Among the schools flagged for wrong-to-right erasures were eight of the 10 campuses where Chancellor Michelle Rhee “handed out so-called TEAM awards ‘to recognize, reward and retain high-performing educators and support staff.'” (Rhee awarded more than $1.5 million in bonuses on the basis of big jumps in 2007 and 2008 test scores.) “At three of the award-winning schools – Phoebe Hearst Elementary, Winston Education Campus and Aiton Elementary – 85% or more of classrooms were identified as having high erasure rates in 2008.”
How will states avoid the “Erase to the Top” effect as they implement RTTT and the PARCC assessments and tie them to administrator and teacher performance reviews, tenure decisions and pay?
Trap #3: Rigidity and conformity replace flexibility and creativity
The pressure to improve on ELA and math assessments has produced many deleterious effects. Student time with the social sciences, art and music has been reduced or eliminated. Drill and kill has replaced depth and breath in many classrooms. Divergent thinking is dominated by convergent thinking. The need to provide a correct answer limits students’ opportunity to ask the right question.
How will states ensure a rich, robust educational experience that promotes creative thinking and engages student minds in multiple disciplines?

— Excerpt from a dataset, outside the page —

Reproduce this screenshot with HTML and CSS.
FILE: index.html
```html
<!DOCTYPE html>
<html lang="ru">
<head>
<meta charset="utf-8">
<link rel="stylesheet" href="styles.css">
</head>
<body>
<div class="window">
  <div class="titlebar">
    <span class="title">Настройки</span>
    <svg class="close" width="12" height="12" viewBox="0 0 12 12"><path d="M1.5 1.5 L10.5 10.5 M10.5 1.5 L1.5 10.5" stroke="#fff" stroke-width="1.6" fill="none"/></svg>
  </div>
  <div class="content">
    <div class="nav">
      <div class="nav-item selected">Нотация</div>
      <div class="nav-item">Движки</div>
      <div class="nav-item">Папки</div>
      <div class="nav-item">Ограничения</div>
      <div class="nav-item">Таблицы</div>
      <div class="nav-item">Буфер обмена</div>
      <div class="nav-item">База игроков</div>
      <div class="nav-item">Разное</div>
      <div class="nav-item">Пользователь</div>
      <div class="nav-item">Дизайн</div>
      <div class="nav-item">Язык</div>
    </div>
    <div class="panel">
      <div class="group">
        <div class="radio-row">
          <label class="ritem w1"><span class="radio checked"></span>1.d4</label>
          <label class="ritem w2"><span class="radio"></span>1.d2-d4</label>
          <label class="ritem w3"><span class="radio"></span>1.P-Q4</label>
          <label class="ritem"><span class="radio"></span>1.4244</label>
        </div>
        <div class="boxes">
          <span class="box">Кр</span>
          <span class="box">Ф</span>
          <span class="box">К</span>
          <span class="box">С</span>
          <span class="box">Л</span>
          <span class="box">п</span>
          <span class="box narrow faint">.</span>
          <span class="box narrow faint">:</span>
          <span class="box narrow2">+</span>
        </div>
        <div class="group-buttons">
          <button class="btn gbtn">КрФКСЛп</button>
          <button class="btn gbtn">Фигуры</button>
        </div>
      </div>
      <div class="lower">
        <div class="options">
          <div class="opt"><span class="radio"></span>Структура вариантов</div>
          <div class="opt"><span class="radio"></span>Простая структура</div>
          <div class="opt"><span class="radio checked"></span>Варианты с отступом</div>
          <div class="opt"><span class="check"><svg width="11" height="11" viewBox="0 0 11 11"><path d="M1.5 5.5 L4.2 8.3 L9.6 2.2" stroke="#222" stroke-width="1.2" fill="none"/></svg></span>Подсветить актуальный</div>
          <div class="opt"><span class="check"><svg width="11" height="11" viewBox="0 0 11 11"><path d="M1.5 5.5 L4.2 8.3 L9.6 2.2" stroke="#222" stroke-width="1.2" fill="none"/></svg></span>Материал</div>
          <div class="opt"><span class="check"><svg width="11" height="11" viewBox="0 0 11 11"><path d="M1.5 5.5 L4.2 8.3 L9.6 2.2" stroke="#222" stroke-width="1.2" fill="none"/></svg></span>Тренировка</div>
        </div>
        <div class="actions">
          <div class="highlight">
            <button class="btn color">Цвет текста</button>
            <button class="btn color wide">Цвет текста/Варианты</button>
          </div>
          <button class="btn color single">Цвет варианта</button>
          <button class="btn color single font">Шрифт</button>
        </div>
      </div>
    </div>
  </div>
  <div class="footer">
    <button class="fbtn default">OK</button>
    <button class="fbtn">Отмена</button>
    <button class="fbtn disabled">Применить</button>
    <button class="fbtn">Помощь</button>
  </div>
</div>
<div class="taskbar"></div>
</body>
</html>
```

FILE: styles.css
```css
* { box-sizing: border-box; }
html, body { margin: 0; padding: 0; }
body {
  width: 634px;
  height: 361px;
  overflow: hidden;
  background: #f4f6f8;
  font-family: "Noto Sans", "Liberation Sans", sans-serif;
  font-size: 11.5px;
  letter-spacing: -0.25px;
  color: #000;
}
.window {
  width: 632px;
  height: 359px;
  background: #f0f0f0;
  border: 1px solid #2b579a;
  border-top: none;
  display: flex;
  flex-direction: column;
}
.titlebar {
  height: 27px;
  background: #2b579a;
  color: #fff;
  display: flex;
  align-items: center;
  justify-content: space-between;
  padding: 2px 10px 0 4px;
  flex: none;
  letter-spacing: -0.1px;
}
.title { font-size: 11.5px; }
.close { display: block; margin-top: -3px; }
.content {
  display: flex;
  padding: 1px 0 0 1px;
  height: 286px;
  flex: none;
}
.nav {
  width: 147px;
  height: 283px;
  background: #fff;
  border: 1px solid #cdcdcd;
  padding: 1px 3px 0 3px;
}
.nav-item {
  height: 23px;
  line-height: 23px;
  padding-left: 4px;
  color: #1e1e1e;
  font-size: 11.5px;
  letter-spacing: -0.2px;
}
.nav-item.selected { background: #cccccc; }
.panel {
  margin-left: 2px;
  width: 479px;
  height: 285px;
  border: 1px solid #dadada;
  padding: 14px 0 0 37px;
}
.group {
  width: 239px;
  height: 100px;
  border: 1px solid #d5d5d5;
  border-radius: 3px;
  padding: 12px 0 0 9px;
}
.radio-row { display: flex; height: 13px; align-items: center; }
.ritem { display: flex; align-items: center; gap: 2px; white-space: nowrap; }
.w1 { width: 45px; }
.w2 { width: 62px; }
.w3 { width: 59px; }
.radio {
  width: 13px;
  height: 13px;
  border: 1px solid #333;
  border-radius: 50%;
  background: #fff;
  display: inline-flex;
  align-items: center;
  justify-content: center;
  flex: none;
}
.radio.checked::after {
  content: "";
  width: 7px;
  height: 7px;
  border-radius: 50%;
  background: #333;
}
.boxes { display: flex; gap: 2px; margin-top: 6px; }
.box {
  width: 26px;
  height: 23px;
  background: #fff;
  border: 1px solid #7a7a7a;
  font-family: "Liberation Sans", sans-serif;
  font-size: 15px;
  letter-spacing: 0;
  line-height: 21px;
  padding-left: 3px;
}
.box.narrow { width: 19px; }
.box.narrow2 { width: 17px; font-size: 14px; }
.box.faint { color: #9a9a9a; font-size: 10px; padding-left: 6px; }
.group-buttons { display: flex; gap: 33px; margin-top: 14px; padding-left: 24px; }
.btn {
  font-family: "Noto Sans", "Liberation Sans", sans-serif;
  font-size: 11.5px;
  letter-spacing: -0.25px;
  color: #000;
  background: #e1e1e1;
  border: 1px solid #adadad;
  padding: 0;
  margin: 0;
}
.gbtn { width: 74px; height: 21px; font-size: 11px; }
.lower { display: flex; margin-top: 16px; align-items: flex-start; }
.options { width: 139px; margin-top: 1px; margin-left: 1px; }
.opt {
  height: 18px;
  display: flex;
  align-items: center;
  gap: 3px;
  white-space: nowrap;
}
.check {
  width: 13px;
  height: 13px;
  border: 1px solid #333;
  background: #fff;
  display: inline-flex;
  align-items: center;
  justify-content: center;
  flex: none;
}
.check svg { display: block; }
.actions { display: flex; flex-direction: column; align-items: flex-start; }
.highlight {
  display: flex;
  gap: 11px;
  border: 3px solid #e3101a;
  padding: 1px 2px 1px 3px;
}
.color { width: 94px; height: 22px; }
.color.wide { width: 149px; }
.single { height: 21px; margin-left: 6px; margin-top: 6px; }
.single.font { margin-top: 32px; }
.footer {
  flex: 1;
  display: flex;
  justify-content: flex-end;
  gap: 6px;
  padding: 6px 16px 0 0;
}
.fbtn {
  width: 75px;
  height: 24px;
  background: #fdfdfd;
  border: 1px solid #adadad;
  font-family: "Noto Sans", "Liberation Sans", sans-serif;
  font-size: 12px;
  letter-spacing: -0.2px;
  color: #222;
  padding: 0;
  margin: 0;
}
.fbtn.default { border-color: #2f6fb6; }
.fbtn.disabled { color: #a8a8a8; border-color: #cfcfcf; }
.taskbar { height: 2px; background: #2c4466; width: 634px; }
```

Trap #4: Stripping a complex, creative process down to a mechanical one
Demands upon teachers to cover ever-expanding curricula, prepare for increasing numbers of assessments and conform to mechanistic pedagogic practices have constrained teacher flexibility and creativity within the classroom. This disturbing trend is exactly the opposite of what is occurring in the private sector where creativity and flexibility are highly sought attributes.

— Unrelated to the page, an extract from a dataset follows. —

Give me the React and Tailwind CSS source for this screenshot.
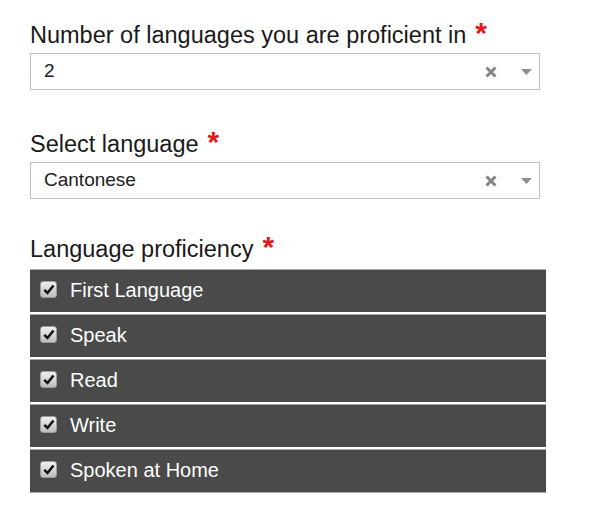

A recent Economist blog sums up this concern succinctly: “Governments and voters are confronted with a phenomenon they are desperate to improve, but can’t measure. What goes on in a classroom is a social phenomenon that can’t be effectively captured through standardised measurements. But they need a number. So they’re creating standardised measurements to get one. But immediately, the application of the measurement and its incentives changes the way the phenomenon is organised. A complex, creative process is stripped down to a mechanical one designed to produce high test scores.”
How will implementation of RTTT and the PARCC assessments recognize and promote teaching as a complex, creative process and not diminish it as mechanistic and rote?

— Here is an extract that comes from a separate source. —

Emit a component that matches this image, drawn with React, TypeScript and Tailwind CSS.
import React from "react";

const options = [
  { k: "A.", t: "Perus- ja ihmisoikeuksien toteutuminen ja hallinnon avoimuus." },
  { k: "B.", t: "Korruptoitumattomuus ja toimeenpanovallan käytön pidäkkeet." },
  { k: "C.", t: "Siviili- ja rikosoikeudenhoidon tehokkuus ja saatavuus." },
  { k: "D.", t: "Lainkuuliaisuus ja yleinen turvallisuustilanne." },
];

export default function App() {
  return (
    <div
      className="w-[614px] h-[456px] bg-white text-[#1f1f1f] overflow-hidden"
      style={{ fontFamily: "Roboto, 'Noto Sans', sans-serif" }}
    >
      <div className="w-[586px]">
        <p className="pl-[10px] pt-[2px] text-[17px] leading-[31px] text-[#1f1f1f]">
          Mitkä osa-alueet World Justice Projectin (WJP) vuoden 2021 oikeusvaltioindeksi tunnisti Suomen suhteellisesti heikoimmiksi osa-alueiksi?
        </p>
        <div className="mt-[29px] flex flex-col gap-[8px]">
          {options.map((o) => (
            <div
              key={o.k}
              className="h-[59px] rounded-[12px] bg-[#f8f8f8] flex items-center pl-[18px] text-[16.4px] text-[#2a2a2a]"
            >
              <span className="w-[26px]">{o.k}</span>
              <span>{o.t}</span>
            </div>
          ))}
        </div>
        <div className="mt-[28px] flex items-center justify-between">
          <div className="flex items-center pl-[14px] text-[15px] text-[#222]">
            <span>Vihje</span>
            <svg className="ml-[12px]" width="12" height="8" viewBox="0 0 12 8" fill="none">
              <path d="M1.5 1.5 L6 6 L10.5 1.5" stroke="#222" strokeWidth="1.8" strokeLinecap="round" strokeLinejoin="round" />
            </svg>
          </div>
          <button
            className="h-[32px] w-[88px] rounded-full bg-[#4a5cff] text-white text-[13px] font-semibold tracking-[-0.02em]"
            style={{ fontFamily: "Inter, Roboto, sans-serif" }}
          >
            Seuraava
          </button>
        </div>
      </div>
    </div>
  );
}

An authentic, high-stakes test of RTTT and PARCC effectiveness
Here is how I will know whether the RTTT and the PARCC assessments have been implemented effectively. Years from now, I will read an interview with a fourth-grader from a local elementary school who comments:
“Every day I love to go to school. We learn, and learn, and learn. And then occasionally we take a test.” Do the tests effectively assess your learning? “Yes, absolutely!”
Brian Preston says
Sean,
Great post here. You’re hitting on all cylinders. The Economist blog reference was wonderful–everyone should read it. Daniel Koretz, the Harvard assessment guru, advised New York on the quality of our assessments, which contributed to the increased difficulty levels we’re experiencing now. His reflections on the narrowing of the curriculum due to testing are being ignored by all states. The Colorado value added report is truely discouraging.
When 3 of 4 business fail in 5 years, why are we attempting to turn education into a business model? We have to deal with the social issues of urban poverty that overwhelm the low performing schools everywhere. Testing and rating teachers is not a way to deal with poverty and second language familial challenges.